Output the full listing below exactly, without the pictures.

************

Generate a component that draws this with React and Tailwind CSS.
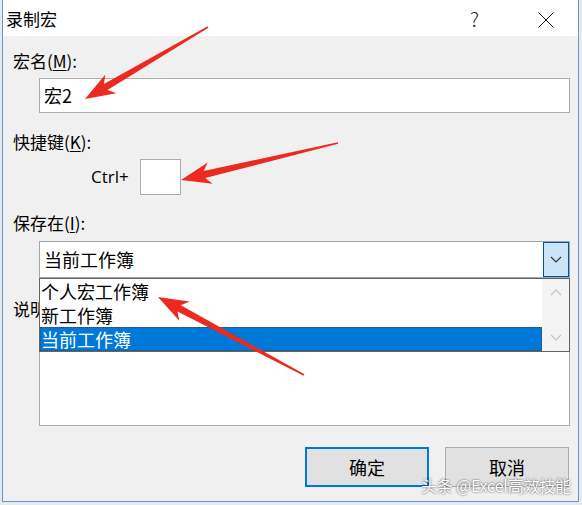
import React from "react";

const FONT = { fontFamily: '"Noto Sans CJK SC", "Noto Sans", sans-serif' };

// Builds a tapered callout arrow (thin tail, wide barbed head) as polygon points
function arrowPoints(x1, y1, x2, y2) {
  const dx = x2 - x1;
  const dy = y2 - y1;
  const len = Math.hypot(dx, dy);
  const ux = dx / len;
  const uy = dy / len;
  const nx = -uy;
  const ny = ux;
  const head = 30;
  const headHalf = 11;
  const neck = 3.5;
  const tail = 0.8;
  const bx = x2 - ux * head;
  const by = y2 - uy * head;
  const nbx = x2 - ux * (head - 6);
  const nby = y2 - uy * (head - 6);
  const pts = [
    [x1 + nx * tail, y1 + ny * tail],
    [nbx + nx * neck, nby + ny * neck],
    [bx + nx * headHalf, by + ny * headHalf],
    [x2, y2],
    [bx - nx * headHalf, by - ny * headHalf],
    [nbx - nx * neck, nby - ny * neck],
    [x1 - nx * tail, y1 - ny * tail],
  ];
  return pts.map((p) => `${p[0].toFixed(1)},${p[1].toFixed(1)}`).join(" ");
}

function Chevron({ up = false, color = "#333", className = "" }) {
  return (
    <svg width="12" height="7" viewBox="0 0 12 7" className={className}>
      <polyline
        points={up ? "1,6 6,1 11,6" : "1,1 6,6 11,1"}
        fill="none"
        stroke={color}
        strokeWidth="1.2"
      />
    </svg>
  );
}

function Label({ children }) {
  return <div className="pl-[10px] text-[17px] leading-[22px] text-black">{children}</div>;
}

export default function App() {
  return (
    <div className="relative w-[582px] h-[505px] overflow-hidden bg-[#e9e9e9]" style={FONT}>
      <div className="ml-[2px] w-[577px] h-[502px] flex flex-col border-x border-b border-[#5a9bd8] bg-[#f0f0f0]">
        {/* title bar */}
        <div className="h-[36px] bg-white flex items-center shrink-0">
          <div className="pl-[3px] text-[17px] leading-[22px] text-black pt-[2px]">录制宏</div>
          <div className="ml-auto mr-[59px] text-[20px] leading-[22px] text-[#222] font-light pt-[2px]">?</div>
          <svg width="16" height="16" viewBox="0 0 16 16" className="mr-[24px] mt-[3px]">
            <line x1="0.5" y1="0.5" x2="15.5" y2="15.5" stroke="#111" strokeWidth="1" />
            <line x1="15.5" y1="0.5" x2="0.5" y2="15.5" stroke="#111" strokeWidth="1" />
          </svg>
        </div>

        {/* form body */}
        <div className="flex flex-col pr-[8px]">
          <div className="mt-[14px]">
            <Label>
              宏名(<span className="underline underline-offset-2">M</span>):
            </Label>
          </div>
          <div className="mt-[6px] ml-[36px] h-[35px] bg-white border border-[#adadad] flex items-center pl-[4px] text-[18px] text-black">
            宏2
          </div>

          <div className="mt-[18px]">
            <Label>
              快捷键(<span className="underline underline-offset-2">K</span>):
            </Label>
          </div>
          <div className="mt-[6px] flex items-center">
            <span className="ml-[88px] w-[49px] text-[17px] text-black" style={{ fontFamily: '"Open Sans", "Noto Sans", sans-serif' }}>
              Ctrl+
            </span>
            <div className="w-[41px] h-[36px] bg-white border border-[#adadad]" />
          </div>

          <div className="mt-[17px]">
            <Label>
              保存在(<span className="underline underline-offset-2">I</span>):
            </Label>
          </div>

          {/* combo box with its open list */}
          <div className="relative mt-[7px] ml-[36px] z-10">
            <div className="h-[37px] bg-white border border-[#a5a5a5] flex items-center">
              <span className="pl-[4px] text-[18px] text-black">当前工作簿</span>
              <div className="ml-auto w-[26px] h-[35px] bg-[#cce4f7] border border-[#005499] flex items-center justify-center">
                <Chevron />
              </div>
            </div>
            <div className="absolute left-0 right-0 top-[37px] h-[74px] bg-white border border-[#646464] flex">
              <div className="flex-1 flex flex-col text-[18px]">
                <div className="h-[24px] leading-[24px] pl-[1px] text-black">个人宏工作簿</div>
                <div className="h-[24px] leading-[24px] pl-[1px] text-black">新工作簿</div>
                <div className="h-[24px] leading-[24px] pl-[1px] text-white bg-[#0078d7] outline-1 outline-dotted outline-offset-[-1px] outline-[#444]">
                  当前工作簿
                </div>
              </div>
              <div className="w-[27px] bg-[#f3f3f3] flex flex-col items-center justify-between py-[10px]">
                <Chevron up color="#c2c2c2" />
                <Chevron color="#c2c2c2" />
              </div>
            </div>
          </div>

          <div className="mt-[20px]">
            <Label>说明(D):</Label>
          </div>
          <div className="mt-[5px] ml-[36px] h-[101px] bg-white border border-[#adadad]" />

          <div className="mt-[21px] flex justify-end gap-[16px] pr-[1px]">
            <button className="w-[124px] h-[40px] bg-[#e1e1e1] border-2 border-[#0078d7] text-[18px] text-black">
              确定
            </button>
            <button className="w-[124px] h-[40px] bg-[#e1e1e1] border border-[#adadad] text-[18px] text-black">
              取消
            </button>
          </div>
        </div>
      </div>

      {/* callout arrows */}
      <svg className="absolute inset-0 pointer-events-none z-20" width="582" height="505">
        <polygon points={arrowPoints(208, 27, 85, 99)} fill="#ec2a22" />
        <polygon points={arrowPoints(338, 143, 181, 180)} fill="#ec2a22" />
        <polygon points={arrowPoints(304, 375, 158, 297)} fill="#ec2a22" />
      </svg>

      {/* watermark */}
      <div className="absolute left-[421px] top-[474px] z-30 text-[16px] leading-[22px] text-white [text-shadow:0_0_2px_rgba(0,0,0,0.8)] tracking-[-0.2px]">
        头条 @Excel高效技能
      </div>
    </div>
  );
}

************

Task answer
Generate a component that draws this with React and Tailwind CSS.
import React from "react";

const FONT = { fontFamily: '"Noto Sans CJK SC", "Noto Sans", sans-serif' };

// Builds a tapered callout arrow (thin tail, wide barbed head) as polygon points
function arrowPoints(x1, y1, x2, y2) {
  const dx = x2 - x1;
  const dy = y2 - y1;
  const len = Math.hypot(dx, dy);
  const ux = dx / len;
  const uy = dy / len;
  const nx = -uy;
  const ny = ux;
  const head = 30;
  const headHalf = 11;
  const neck = 3.5;
  const tail = 0.8;
  const bx = x2 - ux * head;
  const by = y2 - uy * head;
  const nbx = x2 - ux * (head - 6);
  const nby = y2 - uy * (head - 6);
  const pts = [
    [x1 + nx * tail, y1 + ny * tail],
    [nbx + nx * neck, nby + ny * neck],
    [bx + nx * headHalf, by + ny * headHalf],
    [x2, y2],
    [bx - nx * headHalf, by - ny * headHalf],
    [nbx - nx * neck, nby - ny * neck],
    [x1 - nx * tail, y1 - ny * tail],
  ];
  return pts.map((p) => `${p[0].toFixed(1)},${p[1].toFixed(1)}`).join(" ");
}

function Chevron({ up = false, color = "#333", className = "" }) {
  return (
    <svg width="12" height="7" viewBox="0 0 12 7" className={className}>
      <polyline
        points={up ? "1,6 6,1 11,6" : "1,1 6,6 11,1"}
        fill="none"
        stroke={color}
        strokeWidth="1.2"
      />
    </svg>
  );
}

function Label({ children }) {
  return <div className="pl-[10px] text-[17px] leading-[22px] text-black">{children}</div>;
}

export default function App() {
  return (
    <div className="relative w-[582px] h-[505px] overflow-hidden bg-[#e9e9e9]" style={FONT}>
      <div className="ml-[2px] w-[577px] h-[502px] flex flex-col border-x border-b border-[#5a9bd8] bg-[#f0f0f0]">
        {/* title bar */}
        <div className="h-[36px] bg-white flex items-center shrink-0">
          <div className="pl-[3px] text-[17px] leading-[22px] text-black pt-[2px]">录制宏</div>
          <div className="ml-auto mr-[59px] text-[20px] leading-[22px] text-[#222] font-light pt-[2px]">?</div>
          <svg width="16" height="16" viewBox="0 0 16 16" className="mr-[24px] mt-[3px]">
            <line x1="0.5" y1="0.5" x2="15.5" y2="15.5" stroke="#111" strokeWidth="1" />
            <line x1="15.5" y1="0.5" x2="0.5" y2="15.5" stroke="#111" strokeWidth="1" />
          </svg>
        </div>

        {/* form body */}
        <div className="flex flex-col pr-[8px]">
          <div className="mt-[14px]">
            <Label>
              宏名(<span className="underline underline-offset-2">M</span>):
            </Label>
          </div>
          <div className="mt-[6px] ml-[36px] h-[35px] bg-white border border-[#adadad] flex items-center pl-[4px] text-[18px] text-black">
            宏2
          </div>

          <div className="mt-[18px]">
            <Label>
              快捷键(<span className="underline underline-offset-2">K</span>):
            </Label>
          </div>
          <div className="mt-[6px] flex items-center">
            <span className="ml-[88px] w-[49px] text-[17px] text-black" style={{ fontFamily: '"Open Sans", "Noto Sans", sans-serif' }}>
              Ctrl+
            </span>
            <div className="w-[41px] h-[36px] bg-white border border-[#adadad]" />
          </div>

          <div className="mt-[17px]">
            <Label>
              保存在(<span className="underline underline-offset-2">I</span>):
            </Label>
          </div>

          {/* combo box with its open list */}
          <div className="relative mt-[7px] ml-[36px] z-10">
            <div className="h-[37px] bg-white border border-[#a5a5a5] flex items-center">
              <span className="pl-[4px] text-[18px] text-black">当前工作簿</span>
              <div className="ml-auto w-[26px] h-[35px] bg-[#cce4f7] border border-[#005499] flex items-center justify-center">
                <Chevron />
              </div>
            </div>
            <div className="absolute left-0 right-0 top-[37px] h-[74px] bg-white border border-[#646464] flex">
              <div className="flex-1 flex flex-col text-[18px]">
                <div className="h-[24px] leading-[24px] pl-[1px] text-black">个人宏工作簿</div>
                <div className="h-[24px] leading-[24px] pl-[1px] text-black">新工作簿</div>
                <div className="h-[24px] leading-[24px] pl-[1px] text-white bg-[#0078d7] outline-1 outline-dotted outline-offset-[-1px] outline-[#444]">
                  当前工作簿
                </div>
              </div>
              <div className="w-[27px] bg-[#f3f3f3] flex flex-col items-center justify-between py-[10px]">
                <Chevron up color="#c2c2c2" />
                <Chevron color="#c2c2c2" />
              </div>
            </div>
          </div>

          <div className="mt-[20px]">
            <Label>说明(D):</Label>
          </div>
          <div className="mt-[5px] ml-[36px] h-[101px] bg-white border border-[#adadad]" />

          <div className="mt-[21px] flex justify-end gap-[16px] pr-[1px]">
            <button className="w-[124px] h-[40px] bg-[#e1e1e1] border-2 border-[#0078d7] text-[18px] text-black">
              确定
            </button>
            <button className="w-[124px] h-[40px] bg-[#e1e1e1] border border-[#adadad] text-[18px] text-black">
              取消
            </button>
          </div>
        </div>
      </div>

      {/* callout arrows */}
      <svg className="absolute inset-0 pointer-events-none z-20" width="582" height="505">
        <polygon points={arrowPoints(208, 27, 85, 99)} fill="#ec2a22" />
        <polygon points={arrowPoints(338, 143, 181, 180)} fill="#ec2a22" />
        <polygon points={arrowPoints(304, 375, 158, 297)} fill="#ec2a22" />
      </svg>

      {/* watermark */}
      <div className="absolute left-[421px] top-[474px] z-30 text-[16px] leading-[22px] text-white [text-shadow:0_0_2px_rgba(0,0,0,0.8)] tracking-[-0.2px]">
        头条 @Excel高效技能
      </div>
    </div>
  );
}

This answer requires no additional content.